With this in mind, she launched il Pietra from her home in Melbourne in September 2020.

She picks up offcuts from various stonemasons and pays them for it, before turning them into handcut trays, coasters and platters.

To Cardamone, who had previously worked in car sales, the business was a way to step out of her comfort zone during the COVID-19 pandemic.

“[The feedback] that we got from people on Instagram was absolutely sensational - everyone was embracing it,” she said.

“It really showed me the gap in the market, people had never seen anything like it before.”

She launched the Instagram account before she launched her website, but within days of announcing the business she was receiving hundreds of messages.

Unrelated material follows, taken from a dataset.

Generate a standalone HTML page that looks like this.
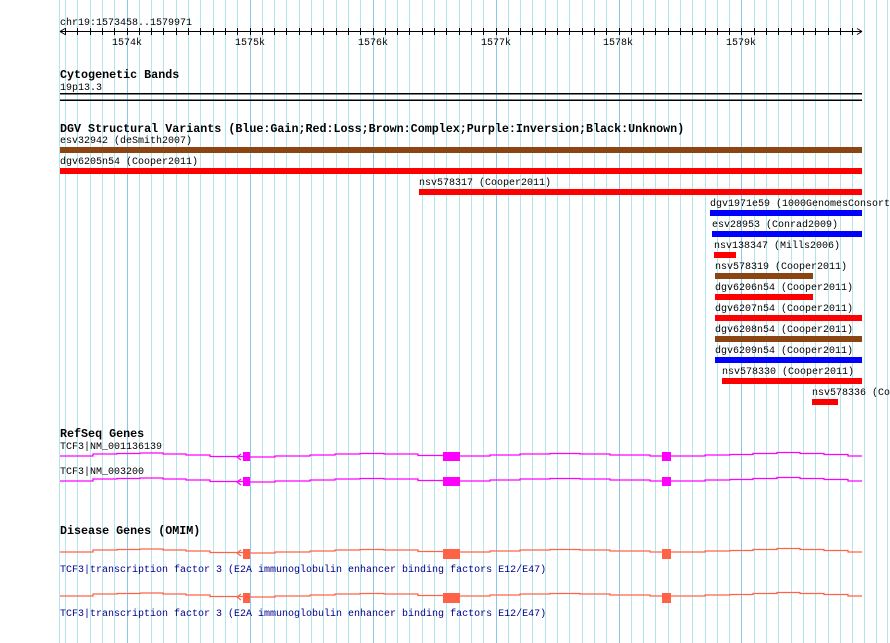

“I thought, ‘This is in more demand than I thought,’” she said.

“There was also the aspect that I was able to create something during the pandemic, when people aren’t working much. I was just really grateful so I didn’t let the stress get the better of me.”

Today, il Pietra employs around six people, including Cardamone, who spends her days packing boxes and overseeing the cutting and polishing process.

“The biggest success was needing to register for GST without realising it,” she said.

Businesses need to register for GST once their turnover exceeds $75,000.

Lessons learnt and what lies ahead

Cardamone was one of the 25 business owners to participate in the Instagram Academy, a workshopping and networking forum for young female entrepreneurs.

She said the biggest thing she learnt was the importance of having an understanding of all aspects of her business, including Facebook and Instagram advertisements.

She works with external agencies to promote her business, but she realised she also needed to be able to quickly turn on Facebook ads and target them to her audience.

“I also learned that you need to define your ideal customer to target your ads to,” she said.

“That meant asking, ‘What do my customers need? Where are my customers located? What does my customer share?’ That really helped me, because I realised it’s more about defining who your customers are.”

For Cardamone, her business reflects a critical shift in the consumer mindset: they want items that will last and that have a significance behind them.

A global survey of 80,000 people found nearly half of shoppers felt personally affected by environmental issues, while one in five had begun to shop with sustainability in mind since the pandemic began.

Locally, a survey by Mastercard found 61 per cent of Australians were demanding their favourite brands become more sustainable.

One of the biggest areas consumers wanted companies to improve was in cutting waste, with 38 per cent citing this as a priority.

This is good news, Cardamone believes, not only for the world but for her business. Essentially, every piece of il Pietra homewares is one less piece of rubbish heading into the bin.

And given they’re made of stone, they’ll last forever.

She plans to expand into furniture and is currently looking at how to use recycled plastics to achieve this.

“There is no better feeling than giving new life to materials and enriching the value of a meaningful piece to treasure forever,” she said.

“Sustainability is the future and we are happy to be a part of the zero-waste movement.”